Une femme vêtue d’une longue robe à motifs chamarrés entre sur scène, un bol chantant tibétain à la main. Avec des gestes précautionneux, elle tourne le maillet autour du bol pour lui arracher un cri, qui résonne dans la salle, suspendu et mystique. Lorsqu’un homme la rejoint et se contorsionne autour d’elle dans un mélange de pâmoison et de brusquerie, la métaphore transparait alors : femme-appât au centre d’un tout, femme-démiurge qui agit sur les éléments, leur offrant un équilibre et un chant.
Avant-dernière création de l’inénarrable Pina Bausch et ultime pièce à avoir été dansée sur les planches du Théâtre de la Ville du vivant de la chorégraphe, Sweet Mambo (2008) est de retour au sein de l’institution avec le Tanztheater Wuppertal, dont le chorégraphe français Boris Charmatz a récemment pris la tête. Si son titre évoque la douceur d’une danse, la pièce s’attache pourtant à révéler les fulgurances des rapports entre hommes et femmes : les permissions de l’homme sur le corps de la femme, mais surtout son empire toujours frustré, tenu en échec par une féminité insaisissable.
Dans Sweet Mambo, les hommes papillonnent autour des corps féminins, les touchent et les violentent, comme lorsqu’une succession d’hommes promène une femme à travers la salle en la tirant par la crinière de ses cheveux. Mais on ne sait jamais qui est le véritable objet de ce jeu réciproque : lorsqu’une femme est manipulée par un homme qui tire les bretelles de sa robe comme sur les ficelles d’un pantin, et que l’on voit sa silhouette recroquevillée derrière elle accompagner tous ses mouvements, on se demande qui se soumet à l’autre. Extrêmement à propos dans le contexte actuel, l’enjeu de Sweet Mambo est aussi actualisé par la prise de rôle d’une danseuse transsexuelle, Naomi Brito.

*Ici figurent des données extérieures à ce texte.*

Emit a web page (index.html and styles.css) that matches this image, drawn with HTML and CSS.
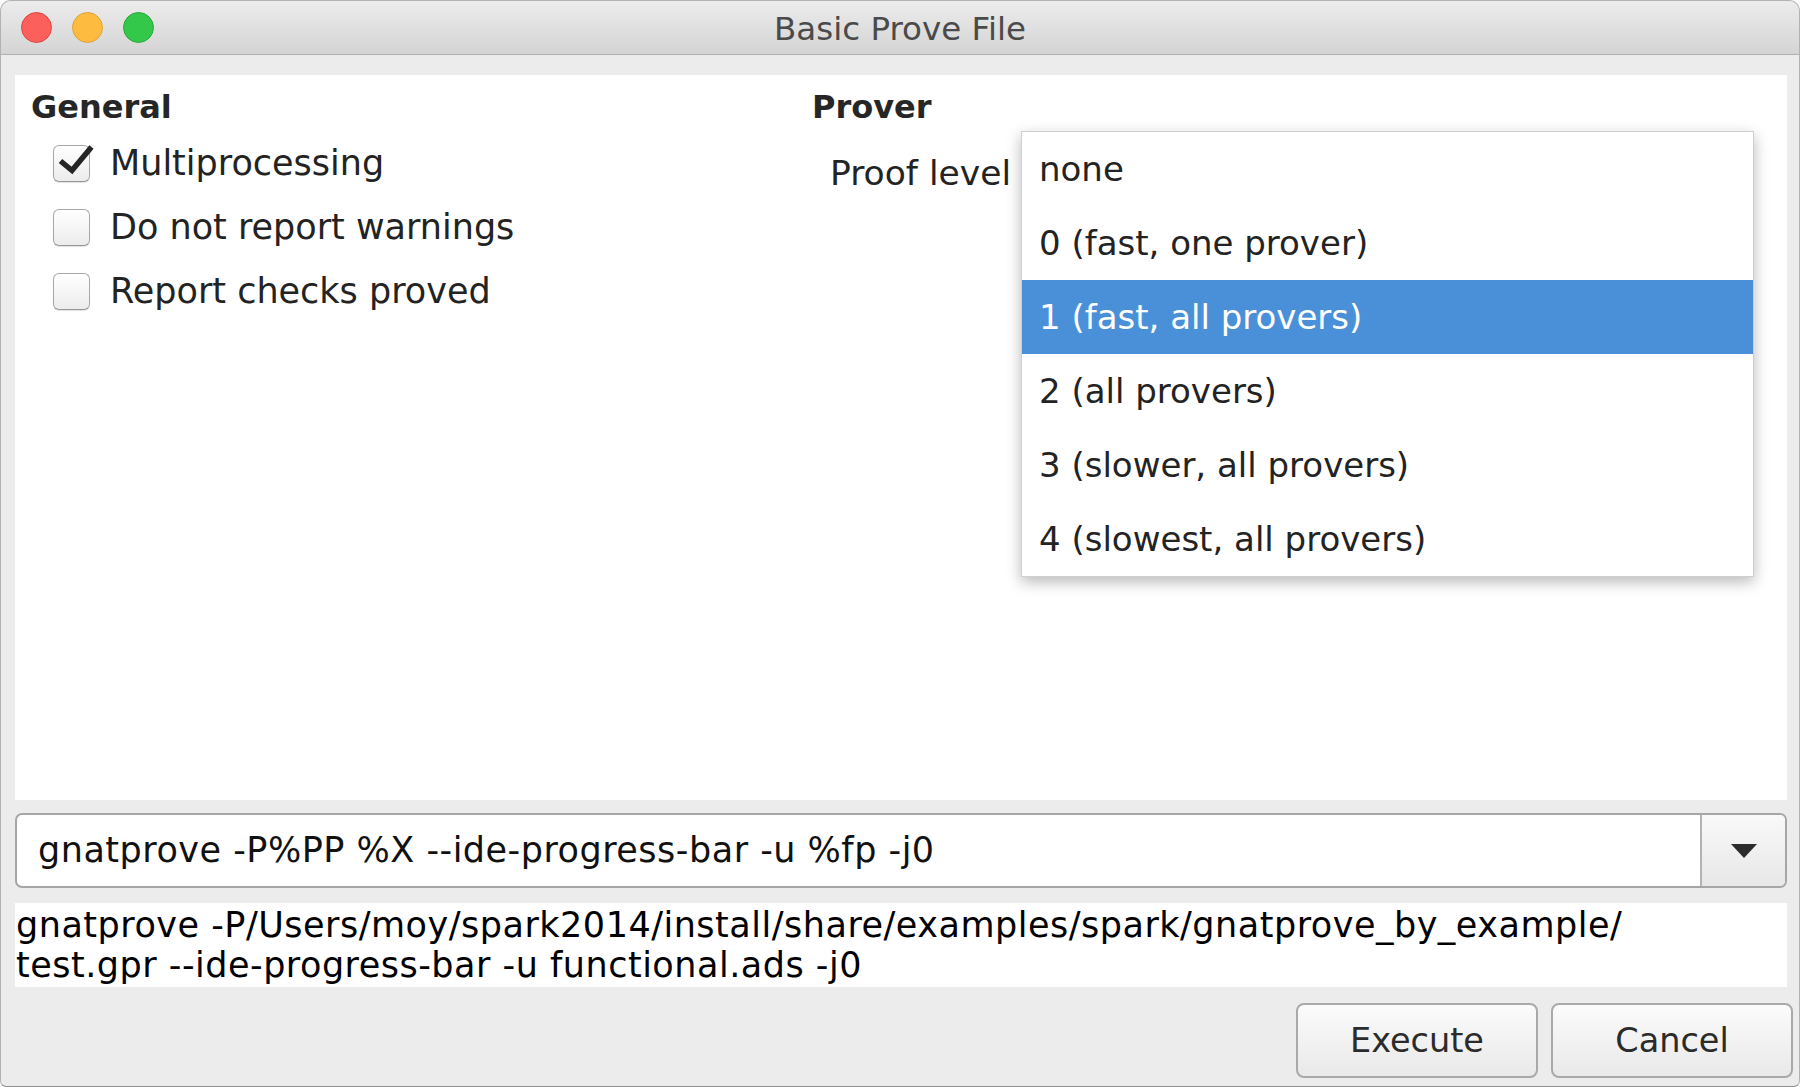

Sweet Mambo n’est pourtant pas la pièce la plus inspirée de Pina Bausch. La mise en scène, assez élémentaire, s’appuie sur de nombreuses illustrations vidéo (extraits de films en arrière-plan ou fond animé) qui ont parfois mal vieilli. Lorsqu’une danseuse apparait sur un habillage de scène fait d’une vidéo de champ où volètent des fétus d’herbe, on ne peut que penser aux œillets de Nelken et rester sur notre faim. Les grands voiles blancs qui drapent la scène lui confèrent l’aspect mortuaire d’un linceul, tristement prémonitoire. Surtout, si certaines saynètes de Sweet Mambo portent cette puissance indicible qui caractérisent la plupart des pièces de Pina Bausch, d’autres sont moins marquantes.
Il faut dire que la pièce se heurte à la question, qui n’en finit pas de se poser depuis dix ans, de sa transmission. Sweet Mambo associe désormais deux générations de danseurs, avec des anciens interprètes de Pina Bausch et de nouveaux, eux-mêmes dirigés par Boris Charmatz, un chorégraphe au langage bien éloigné de celui de la fondatrice de la compagnie... Les immortelles danseuses de Pina Bausch (telles que Julie Shanahan, Nazareth Panadero, Julie Anne Stanzak, Héléna Pikon, Aida Vainieri), dont la présence en scène capte toute l’attention, d’autant plus que les rôles leur collent parfois à la peau (qui pourra un jour remplacer l’accent espagnol clownesque d’une Nazareth Panadero ?), commencent pourtant à avoir du mal à incarner des bimbos aux corps sensuels désirés par des garçons. La nouvelle génération quant à elle peine à trouver sa place aux côtés d’incarnations aussi fortes.

Lorsque Julie Shanahan, dans une scène déchirante, se lance dans une course éperdue pour rejoindre un fantôme à l’autre bout de la scène, et se fracasse à de multiples reprises sur les corps de deux hommes qui l’entravent, on frissonne – oui – et on se demande si cette apparition sera emportée pour toujours.